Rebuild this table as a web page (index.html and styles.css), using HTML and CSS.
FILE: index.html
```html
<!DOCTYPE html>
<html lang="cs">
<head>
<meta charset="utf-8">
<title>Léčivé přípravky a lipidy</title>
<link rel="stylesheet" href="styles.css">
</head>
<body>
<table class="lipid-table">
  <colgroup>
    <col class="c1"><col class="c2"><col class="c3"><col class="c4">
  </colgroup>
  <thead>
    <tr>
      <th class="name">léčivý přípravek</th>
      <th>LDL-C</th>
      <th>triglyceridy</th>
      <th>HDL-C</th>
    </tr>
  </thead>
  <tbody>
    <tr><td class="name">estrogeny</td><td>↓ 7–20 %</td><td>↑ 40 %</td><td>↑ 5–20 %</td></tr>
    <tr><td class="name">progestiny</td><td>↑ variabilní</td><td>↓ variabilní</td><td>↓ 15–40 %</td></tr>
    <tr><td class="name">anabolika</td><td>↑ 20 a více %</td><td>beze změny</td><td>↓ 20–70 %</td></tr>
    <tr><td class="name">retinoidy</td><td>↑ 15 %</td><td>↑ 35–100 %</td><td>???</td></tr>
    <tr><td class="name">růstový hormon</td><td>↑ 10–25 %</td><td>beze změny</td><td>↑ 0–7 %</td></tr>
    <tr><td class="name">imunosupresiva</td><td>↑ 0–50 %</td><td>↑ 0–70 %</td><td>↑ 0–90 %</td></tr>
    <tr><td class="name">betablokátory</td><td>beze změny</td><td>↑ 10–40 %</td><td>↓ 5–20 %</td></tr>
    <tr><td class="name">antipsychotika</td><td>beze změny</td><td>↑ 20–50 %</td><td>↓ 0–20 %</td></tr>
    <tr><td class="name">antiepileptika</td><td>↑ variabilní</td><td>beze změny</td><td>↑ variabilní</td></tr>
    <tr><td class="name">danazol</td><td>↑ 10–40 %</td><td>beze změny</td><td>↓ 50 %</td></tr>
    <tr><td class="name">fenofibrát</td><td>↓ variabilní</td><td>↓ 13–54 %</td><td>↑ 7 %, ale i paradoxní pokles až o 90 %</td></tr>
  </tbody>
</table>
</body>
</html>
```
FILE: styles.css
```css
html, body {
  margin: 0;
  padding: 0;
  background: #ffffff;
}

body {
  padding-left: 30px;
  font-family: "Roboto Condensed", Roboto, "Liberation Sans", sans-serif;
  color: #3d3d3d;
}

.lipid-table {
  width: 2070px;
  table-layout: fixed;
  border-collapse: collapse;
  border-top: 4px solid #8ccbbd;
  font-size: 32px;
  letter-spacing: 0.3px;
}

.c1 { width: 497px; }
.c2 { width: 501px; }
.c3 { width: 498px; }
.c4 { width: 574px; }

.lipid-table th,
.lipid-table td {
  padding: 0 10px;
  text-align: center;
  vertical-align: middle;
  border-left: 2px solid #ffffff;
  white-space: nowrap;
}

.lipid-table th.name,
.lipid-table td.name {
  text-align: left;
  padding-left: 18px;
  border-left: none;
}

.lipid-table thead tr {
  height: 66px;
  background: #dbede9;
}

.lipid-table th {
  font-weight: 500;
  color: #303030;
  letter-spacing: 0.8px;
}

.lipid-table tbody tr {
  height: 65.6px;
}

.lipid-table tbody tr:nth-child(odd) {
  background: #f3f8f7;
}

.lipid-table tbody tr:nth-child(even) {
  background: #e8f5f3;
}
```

SET PROBLEM: Transcribe the data above in full, exactly.

TASK RESPONSE:
Rebuild this table as a web page (index.html and styles.css), using HTML and CSS.
FILE: index.html
```html
<!DOCTYPE html>
<html lang="cs">
<head>
<meta charset="utf-8">
<title>Léčivé přípravky a lipidy</title>
<link rel="stylesheet" href="styles.css">
</head>
<body>
<table class="lipid-table">
  <colgroup>
    <col class="c1"><col class="c2"><col class="c3"><col class="c4">
  </colgroup>
  <thead>
    <tr>
      <th class="name">léčivý přípravek</th>
      <th>LDL-C</th>
      <th>triglyceridy</th>
      <th>HDL-C</th>
    </tr>
  </thead>
  <tbody>
    <tr><td class="name">estrogeny</td><td>↓ 7–20 %</td><td>↑ 40 %</td><td>↑ 5–20 %</td></tr>
    <tr><td class="name">progestiny</td><td>↑ variabilní</td><td>↓ variabilní</td><td>↓ 15–40 %</td></tr>
    <tr><td class="name">anabolika</td><td>↑ 20 a více %</td><td>beze změny</td><td>↓ 20–70 %</td></tr>
    <tr><td class="name">retinoidy</td><td>↑ 15 %</td><td>↑ 35–100 %</td><td>???</td></tr>
    <tr><td class="name">růstový hormon</td><td>↑ 10–25 %</td><td>beze změny</td><td>↑ 0–7 %</td></tr>
    <tr><td class="name">imunosupresiva</td><td>↑ 0–50 %</td><td>↑ 0–70 %</td><td>↑ 0–90 %</td></tr>
    <tr><td class="name">betablokátory</td><td>beze změny</td><td>↑ 10–40 %</td><td>↓ 5–20 %</td></tr>
    <tr><td class="name">antipsychotika</td><td>beze změny</td><td>↑ 20–50 %</td><td>↓ 0–20 %</td></tr>
    <tr><td class="name">antiepileptika</td><td>↑ variabilní</td><td>beze změny</td><td>↑ variabilní</td></tr>
    <tr><td class="name">danazol</td><td>↑ 10–40 %</td><td>beze změny</td><td>↓ 50 %</td></tr>
    <tr><td class="name">fenofibrát</td><td>↓ variabilní</td><td>↓ 13–54 %</td><td>↑ 7 %, ale i paradoxní pokles až o 90 %</td></tr>
  </tbody>
</table>
</body>
</html>
```
FILE: styles.css
```css
html, body {
  margin: 0;
  padding: 0;
  background: #ffffff;
}

body {
  padding-left: 30px;
  font-family: "Roboto Condensed", Roboto, "Liberation Sans", sans-serif;
  color: #3d3d3d;
}

.lipid-table {
  width: 2070px;
  table-layout: fixed;
  border-collapse: collapse;
  border-top: 4px solid #8ccbbd;
  font-size: 32px;
  letter-spacing: 0.3px;
}

.c1 { width: 497px; }
.c2 { width: 501px; }
.c3 { width: 498px; }
.c4 { width: 574px; }

.lipid-table th,
.lipid-table td {
  padding: 0 10px;
  text-align: center;
  vertical-align: middle;
  border-left: 2px solid #ffffff;
  white-space: nowrap;
}

.lipid-table th.name,
.lipid-table td.name {
  text-align: left;
  padding-left: 18px;
  border-left: none;
}

.lipid-table thead tr {
  height: 66px;
  background: #dbede9;
}

.lipid-table th {
  font-weight: 500;
  color: #303030;
  letter-spacing: 0.8px;
}

.lipid-table tbody tr {
  height: 65.6px;
}

.lipid-table tbody tr:nth-child(odd) {
  background: #f3f8f7;
}

.lipid-table tbody tr:nth-child(even) {
  background: #e8f5f3;
}
```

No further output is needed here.